At noon, three columns of rebels, their faces covered with their
hallmark black ski masks, marched into the cobblestone square in
San Andres Larrainzar, in the Indian highlands of Chiapas and
confronted 150 state police officers in riot gear who were guarding
the town hall.
Witnesses said the Zapatistas were empty-handed, not even carrying
sticks or stones. But they battered several police cars with their
fists and shoved the policemen to move them away from the building.
No injuries or arrests were reported.
A state government communique said that the police had withdrawn to
the edge of the village "to avoid a confrontation with furious
demonstrators who pounded on their vehicles and shouted slogans at
them in an obvious attempt to provoke violence."

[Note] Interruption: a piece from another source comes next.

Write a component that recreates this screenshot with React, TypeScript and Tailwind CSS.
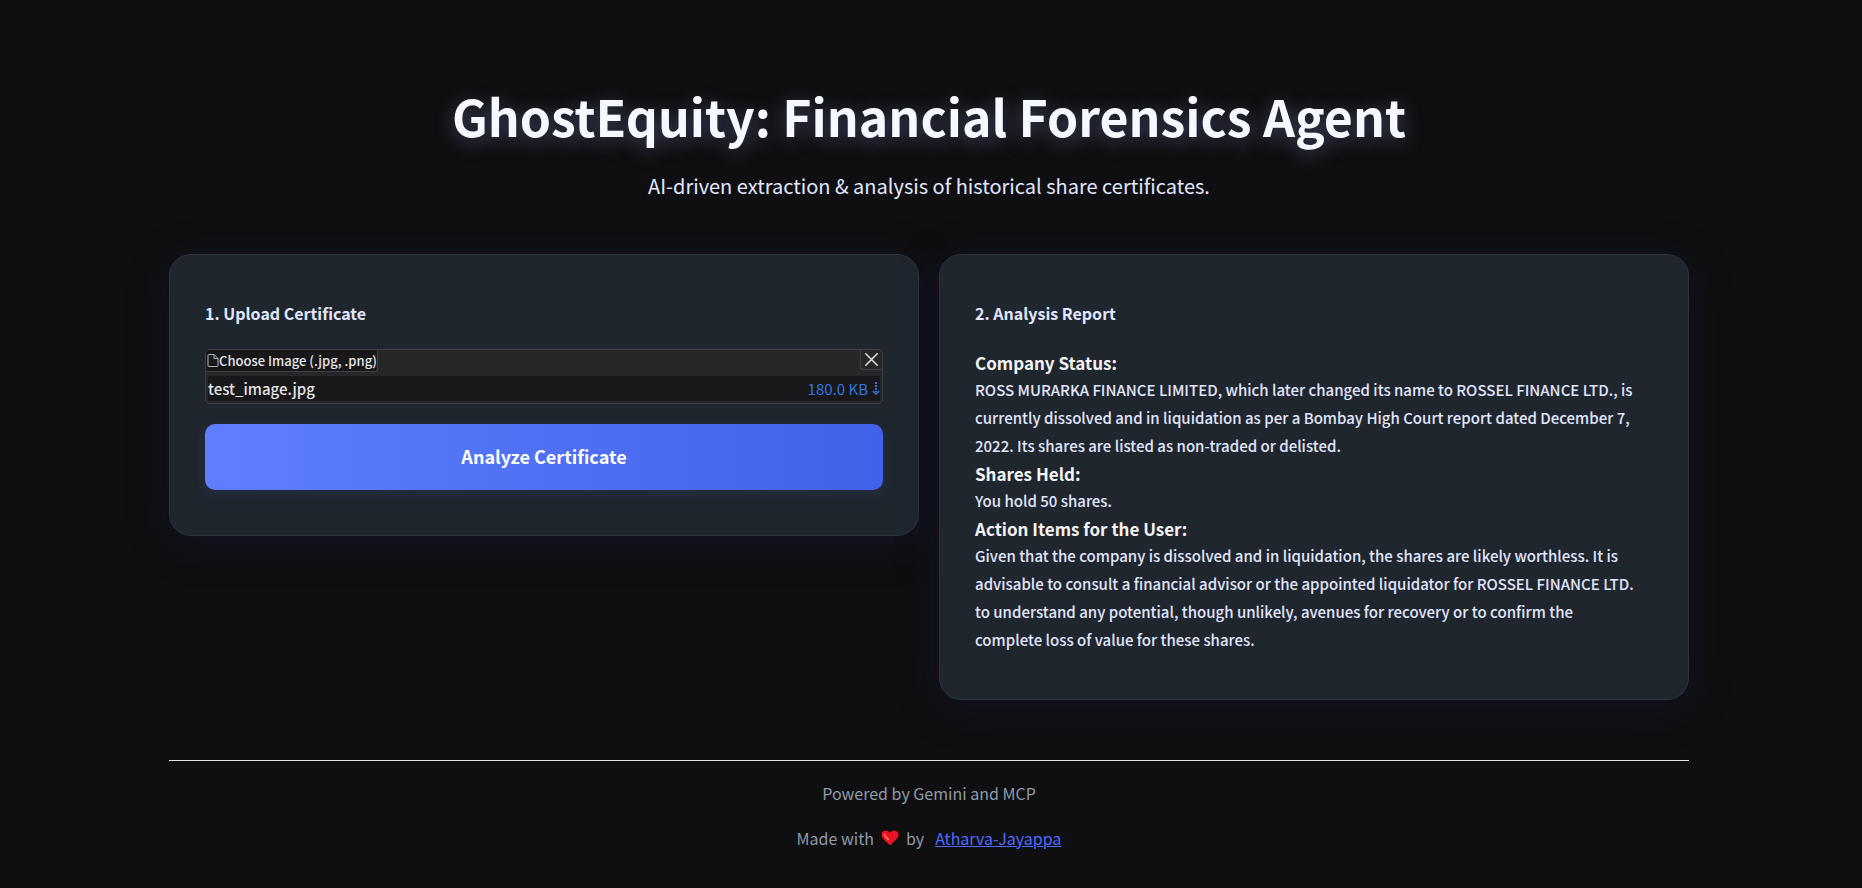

State officials said they were seeking arrest warrants for the
Zapatistas who damaged the police cars.
After 10 months of tense standoff in Chiapas, the Zapatistas moved
to reassert their claim to the village, which is a central
political symbol because it was the site, in 1995 and 1996, of
peace talks between the rebels and the government that produced the
first and only peace agreement for Chiapas.
Six months later the Zapatistas pulled out of the talks after the
government sought to renegotiate some terms.
Last year the government staged military operations to break up
several Zapatista-run townships. The last one, in June, ended in a
shooting battle with Zapatistas in which at least eight people were
killed.
Opposition forces occupied the mayor's offices in San Andres
Larrainzar in December 1995 after Zapatista supporters won an
election conducted according to Maya Indian custom that was not
recognized by state elections officials. Since then the Zapatistas
have boycotted all other elections, so candidates from the
governing party, the Institutional Revolutionary Party, or PRI,
have won the mayor's post by overwhelming but not representative
majorities.
A Zapatista mayor was nominally presiding in the town hall over
what the rebels called an "autonomous township." But since the
government cut off all public funds to the rebel mayor, the
Zapatista administration had been virtually paralyzed for months.
On Wednesday, in an operation without violence or arrests, 300
state police officers recaptured the town hall, expelling the only
two Zapatistas who were there, both security guards.
The police installed an Indian mayor elected by the PRI faction,
Marcos Diaz Nunez. Thursday Diaz withdrew along with the police and
entered a police complaint against the rebels.
The state government asserted that most of the Zapatista protesters
were from other townships, not San Andres Larrainzar. But a rebel
leader who gave his name only as Benjamin said most of the
demonstrators came from a nearby village that is a Zapatista
stronghold.
In a speech before the Zapatista crowd, Benjamin accused the
Chiapas governor, Roberto Albores Guillen, of "cowardice and bad
faith" and of trying to provoke bloodshed between Indians.
Most of the rebels withdrew by midafternoon, leaving a contingent
of several hundred to guard the mayor's office.